Is the Sharpton & Jackson Circus truly committed to cleaning up cultural pollution that demeans women and perpetuates racial epithets? Have you seen the Billboard Hot Rap Tracks chart this week?

The number one rap track is by a new sensation who goes by the name of "Mims."

The "song" is "This Is Why I'm Hot." It has topped the charts for the last 15 weeks. Here's a taste of the lyrics that young men and women are cranking up in their cars:

This is why I'm hot
Catch me on the block
Every other day
Another bitch another drop
16 bars, 24 pop
44 songs, nigga gimme what you got…

… We into big spinners
See my pimping never dragged
Find me wit' different women that you niggas never had
For those who say they know me know I'm focused on ma cream
Player you come between you'd better focus on the beam
I keep it so mean the way you see me lean
And when I say I'm hot my nigga dis is what I mean

Good stuff! But Malkin doesn't like it:

Al Sharpton, I am sure, is ready to call a press conference with the National Organization for Women to jointly protest this garbage and protest the radio stations and big pimpin' music companies behind it.

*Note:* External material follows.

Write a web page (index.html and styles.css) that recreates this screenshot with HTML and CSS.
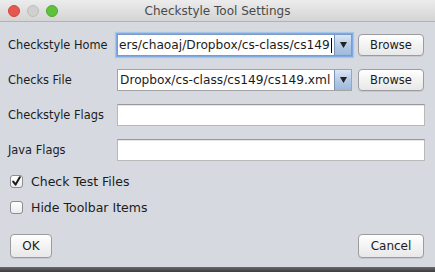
FILE: index.html
```html
<!DOCTYPE html>
<html>
<head>
<meta charset="utf-8">
<link rel="stylesheet" href="styles.css">
</head>
<body>
<div class="window">
  <div class="titlebar">
    <div class="lights">
      <span class="light red"></span>
      <span class="light gray"></span>
      <span class="light green"></span>
    </div>
    <div class="title">Checkstyle Tool Settings</div>
  </div>
  <div class="content">
    <div class="form">
      <div class="label">Checkstyle Home</div>
      <div class="combo focus">
        <div class="combo-text">ers/chaoaj/Dropbox/cs-class/cs149<span class="caret"></span></div>
        <div class="combo-arrow"><svg width="7" height="6" viewBox="0 0 7 6"><path d="M0 0 H7 L3.5 6 Z" fill="#222"/></svg></div>
      </div>
      <button class="btn browse">Browse</button>

      <div class="label">Checks File</div>
      <div class="combo">
        <div class="combo-text">Dropbox/cs-class/cs149/cs149.xml</div>
        <div class="combo-arrow"><svg width="7" height="6" viewBox="0 0 7 6"><path d="M0 0 H7 L3.5 6 Z" fill="#222"/></svg></div>
      </div>
      <button class="btn browse">Browse</button>

      <div class="label">Checkstyle Flags</div>
      <div class="field wide"></div>

      <div class="label">Java Flags</div>
      <div class="field wide"></div>
    </div>

    <div class="checks">
      <div class="check-row">
        <span class="box checked"><svg width="11" height="11" viewBox="0 0 11 11"><path d="M2.2 5.6 L4.6 8.6 L8.8 1.2" fill="none" stroke="#1a1a1a" stroke-width="2" stroke-linecap="round" stroke-linejoin="round"/></svg></span>
        <span class="check-text">Check Test Files</span>
      </div>
      <div class="check-row">
        <span class="box"></span>
        <span class="check-text">Hide Toolbar Items</span>
      </div>
    </div>

    <div class="actions">
      <button class="btn action ok">OK</button>
      <button class="btn action cancel">Cancel</button>
    </div>
  </div>
</div>
<div class="desk"></div>
</body>
</html>
```
FILE: styles.css
```css
html, body {
  margin: 0;
  padding: 0;
  background: #3c3c3e;
}
body {
  width: 435px;
  height: 272px;
  overflow: hidden;
  font-family: "DejaVu Sans", "Noto Sans", sans-serif;
  color: #1c1c1c;
}
.window {
  height: 267px;
  background: #d6d9e0;
  display: flex;
  flex-direction: column;
}
.titlebar {
  height: 21px;
  flex: none;
  background: linear-gradient(#ececec, #d4d4d4);
  border-bottom: 1px solid #b3b3b3;
  display: flex;
  align-items: center;
  position: relative;
}
.lights {
  display: flex;
  gap: 7px;
  padding-left: 8px;
}
.light {
  width: 12px;
  height: 12px;
  border-radius: 50%;
  box-sizing: border-box;
}
.light.red { background: #e5584f; border: 1px solid #d2463d; }
.light.gray { background: #d0d0d0; border: 1px solid #bdbdbd; }
.light.green { background: #5fc23c; border: 1px solid #4ea92d; }
.title {
  position: absolute;
  left: 0;
  right: 0;
  text-align: center;
  font-size: 12px;
  color: #4a4a4a;
  top: 4px;
}
.content {
  flex: 1;
  padding: 12px 10px 0 8px;
  display: flex;
  flex-direction: column;
}
.form {
  display: grid;
  grid-template-columns: 103px 235px 1fr;
  column-gap: 6px;
  row-gap: 13px;
  align-items: center;
}
.form > * { height: 22px; }
.label {
  font-size: 11.4px;
  display: flex;
  align-items: center;
  height: 22px;
}
.combo {
  display: flex;
  box-sizing: border-box;
  border: 1px solid #a4a4a4;
  background: #fff;
}
.combo.focus {
  box-shadow: 0 0 0 1px #7fa9df, 0 0 1px 2px #a8c6ec;
  border-color: #7b9bc8;
}
.combo-text {
  flex: 1;
  overflow: hidden;
  white-space: nowrap;
  font-size: 12.2px;
  line-height: 20px;
  padding-left: 1px;
  display: flex;
  align-items: center;
}
.combo:not(.focus) .combo-text { padding-left: 2px; }
.caret {
  display: inline-block;
  width: 1px;
  height: 15px;
  background: #000;
  margin-left: 1px;
}
.combo-arrow {
  width: 16px;
  flex: none;
  border-left: 1px solid #7d93b3;
  background: linear-gradient(#dbe6f4, #b5cbe6 50%, #9cb9de);
  display: flex;
  align-items: center;
  justify-content: center;
}
.btn {
  font-family: "DejaVu Sans", "Noto Sans", sans-serif;
  color: #1c1c1c;
  border: 1px solid #9c9c9c;
  border-radius: 4px;
  background: linear-gradient(#ffffff, #f3f3f3 50%, #e8e8e8);
  box-shadow: 0 1px 0 rgba(0,0,0,0.08);
  padding: 0;
  box-sizing: border-box;
}
.browse {
  width: 66px;
  font-size: 11.5px;
}
.field {
  box-sizing: border-box;
  background: #fff;
  border: 1px solid #b9b9b9;
  border-top-color: #999;
  box-shadow: inset 0 1px 0 #e6e6e6;
}
.wide { grid-column: 2 / 4; }
.checks {
  margin-top: 10px;
  display: flex;
  flex-direction: column;
  gap: 6px;
  padding-left: 2px;
}
.check-row {
  display: flex;
  align-items: center;
  height: 20px;
  gap: 8px;
}
.box {
  width: 13px;
  height: 13px;
  box-sizing: border-box;
  border: 1px solid #8a8d94;
  border-radius: 3px;
  background: linear-gradient(#ffffff, #ececef);
  display: flex;
  align-items: center;
  justify-content: center;
}
.check-text { font-size: 12.5px; }
.actions {
  margin-top: 17px;
  display: flex;
  justify-content: space-between;
  padding-left: 2px;
  padding-right: 1px;
}
.action {
  height: 24px;
  font-size: 12px;
}
.ok { width: 42px; }
.cancel { width: 66px; }
.desk {
  height: 5px;
  background: linear-gradient(#6a6a6a, #3c3c3e);
}
```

The thing is, Sharpton does denounce "this garbage." When it comes to hip-hop, Sharpton's about as tolerant as Joe Lieberman. Here's a hard-to-find story from the yellowing New York Post archives of one week ago.

Parents and community leaders yesterday threatened to boycott two of hip-hop's biggest artists in the wake of a rapper's alleged attack of a 14-year-old boy who was wearing a T-shirt promoting a rival's label.

Unless The Game and 50 Cent, two of rap's biggest stars, squash their beef, the communities that support them will—in the words of hip-hop pioneers Public Enemy—shut 'em down.

"We put the i-n-g in your bling-bling," Sharpton said. "All of us have children who listen to your music. Some of us listen ourselves. But we don't want to feel like we're investing in the demise of our community."

This is a (although probably not the) reason that Sharpton has credibility, if we can call it that, in this endless national flagellation. He's a cultural scold. This isn't to pick on Malkin, by the way, as plenty of less prominent pundits have made the "why don't these people go after hip-hop?" argument during Imusgate.

I suggest everyone turn for wisdom to the prophet Jay-Z:

I'm like "fuck critics, you can kiss my whole asshole
If you don't like my lyrics you can press fast forward"

UPDATE: Worth noting how many of the editorial cartoons on the Imus meltdown go with the "but really, this is about those blacks and their hip/hop music" angle.